*WORK TO COMPLETE*. Your task is to transcribe all of the data below exactly, omitting the images.

........

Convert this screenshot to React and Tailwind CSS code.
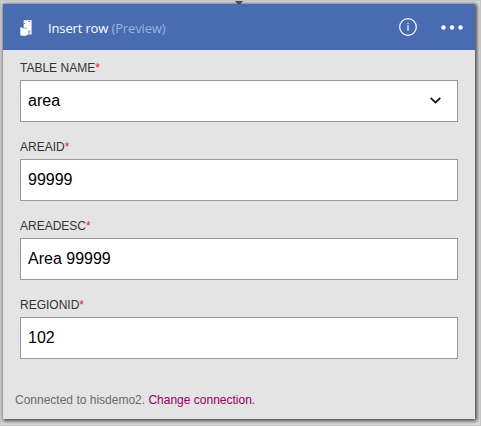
const fields = [
  { label: "TABLE NAME", value: "area", select: true },
  { label: "AREAID", value: "99999" },
  { label: "AREADESC", value: "Area 99999" },
  { label: "REGIONID", value: "102" },
];

function RowIcon() {
  return (
    <svg className="mt-px h-4 w-3 shrink-0" viewBox="0 0 12 16" fill="#fff">
      <path d="M3.7 0.2h7.9v14.3H6V8H3.7z" />
      <path d="M0.3 7.6q1-.8 2 .4h5V15.2q-3.5 1.2-7 0z" />
      <path d="M4 3.5h1.2M8.4 1.5h1.6M8 11.2h2.3M8 13h2.3" stroke="#486bb2" strokeWidth="0.8" />
      <path d="M2.6 7.7q2.5 1.4 4.8 0" fill="none" stroke="#6f8cc6" strokeWidth="0.7" />
    </svg>
  );
}

function Field({ label, value, select }) {
  return (
    <div className="h-[79px]">
      <div className="h-[21px] pt-[2px] text-[12px] leading-[14px] text-[#333]">
        {label}<span className="text-[#e8202c]">*</span>
      </div>
      <div className="flex h-[42px] items-center justify-between border border-[#999] bg-white pr-4 pl-[7px] text-[16px] text-black">
        <span>{value}</span>
        {select && (
          <svg className="mb-[2px] h-[7px] w-[11px]" viewBox="0 0 11 7" fill="none" stroke="#111" strokeWidth="1.7">
            <path d="M.7 .8 5.5 5.6 10.3 .8" />
          </svg>
        )}
      </div>
    </div>
  );
}

export default function App() {
  return (
    <div className="relative h-[426px] w-[481px] overflow-hidden border border-[#c4c4c4] bg-[#dedede] pt-[3px] pl-[2px] font-['Liberation_Sans',sans-serif]">
      <svg className="absolute top-0 left-[233px] h-[3px] w-[10px]" viewBox="0 0 10 3">
        <path d="M1 0h8L6.5 3h-3z" fill="#444b58" />
      </svg>
      <div className="flex h-[415px] w-[472px] flex-col bg-[#e4e4e4] shadow-[1px_1px_4px_1px_rgba(0,0,0,0.7)]">
        <header className="flex h-[46px] shrink-0 items-center bg-[#486bb2] pr-3 pl-[17px] text-white">
          <RowIcon />
          <h1 className="ml-4 flex-1 pt-[2px] font-['Open_Sans',sans-serif] text-[13px] leading-[18px] tracking-[-0.14px] whitespace-pre">
            Insert row <span className="text-[#9db2de]">(Preview)</span>
          </h1>
          <svg className="h-[18px] w-[18px]" viewBox="0 0 18 18" fill="none" stroke="#fff" strokeWidth="1.2">
            <circle cx="9" cy="9" r="8.3" />
            <path d="M9 7.3v5.5M9 4.8v1.4" />
          </svg>
          <svg className="ml-6 h-[5px] w-[22px]" viewBox="0 0 22 5" fill="#fff">
            <circle cx="2.5" cy="2.5" r="2.2" />
            <circle cx="11" cy="2.5" r="2.2" />
            <circle cx="19.5" cy="2.5" r="2.2" />
          </svg>
        </header>
        <main className="flex-1 px-[17px] pt-[9px]">
          {fields.map((f) => <Field key={f.label} {...f} />)}
        </main>
        <footer className="h-[26px] shrink-0 pl-3 text-[12px] leading-[14px] text-[#6b6b6b]">
          Connected to hisdemo2. <span className="text-[#96005f]">Change connection.</span>
        </footer>
      </div>
    </div>
  );
}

........

*COMPLETED EXERCISE*.
Convert this screenshot to React and Tailwind CSS code.
const fields = [
  { label: "TABLE NAME", value: "area", select: true },
  { label: "AREAID", value: "99999" },
  { label: "AREADESC", value: "Area 99999" },
  { label: "REGIONID", value: "102" },
];

function RowIcon() {
  return (
    <svg className="mt-px h-4 w-3 shrink-0" viewBox="0 0 12 16" fill="#fff">
      <path d="M3.7 0.2h7.9v14.3H6V8H3.7z" />
      <path d="M0.3 7.6q1-.8 2 .4h5V15.2q-3.5 1.2-7 0z" />
      <path d="M4 3.5h1.2M8.4 1.5h1.6M8 11.2h2.3M8 13h2.3" stroke="#486bb2" strokeWidth="0.8" />
      <path d="M2.6 7.7q2.5 1.4 4.8 0" fill="none" stroke="#6f8cc6" strokeWidth="0.7" />
    </svg>
  );
}

function Field({ label, value, select }) {
  return (
    <div className="h-[79px]">
      <div className="h-[21px] pt-[2px] text-[12px] leading-[14px] text-[#333]">
        {label}<span className="text-[#e8202c]">*</span>
      </div>
      <div className="flex h-[42px] items-center justify-between border border-[#999] bg-white pr-4 pl-[7px] text-[16px] text-black">
        <span>{value}</span>
        {select && (
          <svg className="mb-[2px] h-[7px] w-[11px]" viewBox="0 0 11 7" fill="none" stroke="#111" strokeWidth="1.7">
            <path d="M.7 .8 5.5 5.6 10.3 .8" />
          </svg>
        )}
      </div>
    </div>
  );
}

export default function App() {
  return (
    <div className="relative h-[426px] w-[481px] overflow-hidden border border-[#c4c4c4] bg-[#dedede] pt-[3px] pl-[2px] font-['Liberation_Sans',sans-serif]">
      <svg className="absolute top-0 left-[233px] h-[3px] w-[10px]" viewBox="0 0 10 3">
        <path d="M1 0h8L6.5 3h-3z" fill="#444b58" />
      </svg>
      <div className="flex h-[415px] w-[472px] flex-col bg-[#e4e4e4] shadow-[1px_1px_4px_1px_rgba(0,0,0,0.7)]">
        <header className="flex h-[46px] shrink-0 items-center bg-[#486bb2] pr-3 pl-[17px] text-white">
          <RowIcon />
          <h1 className="ml-4 flex-1 pt-[2px] font-['Open_Sans',sans-serif] text-[13px] leading-[18px] tracking-[-0.14px] whitespace-pre">
            Insert row <span className="text-[#9db2de]">(Preview)</span>
          </h1>
          <svg className="h-[18px] w-[18px]" viewBox="0 0 18 18" fill="none" stroke="#fff" strokeWidth="1.2">
            <circle cx="9" cy="9" r="8.3" />
            <path d="M9 7.3v5.5M9 4.8v1.4" />
          </svg>
          <svg className="ml-6 h-[5px] w-[22px]" viewBox="0 0 22 5" fill="#fff">
            <circle cx="2.5" cy="2.5" r="2.2" />
            <circle cx="11" cy="2.5" r="2.2" />
            <circle cx="19.5" cy="2.5" r="2.2" />
          </svg>
        </header>
        <main className="flex-1 px-[17px] pt-[9px]">
          {fields.map((f) => <Field key={f.label} {...f} />)}
        </main>
        <footer className="h-[26px] shrink-0 pl-3 text-[12px] leading-[14px] text-[#6b6b6b]">
          Connected to hisdemo2. <span className="text-[#96005f]">Change connection.</span>
        </footer>
      </div>
    </div>
  );
}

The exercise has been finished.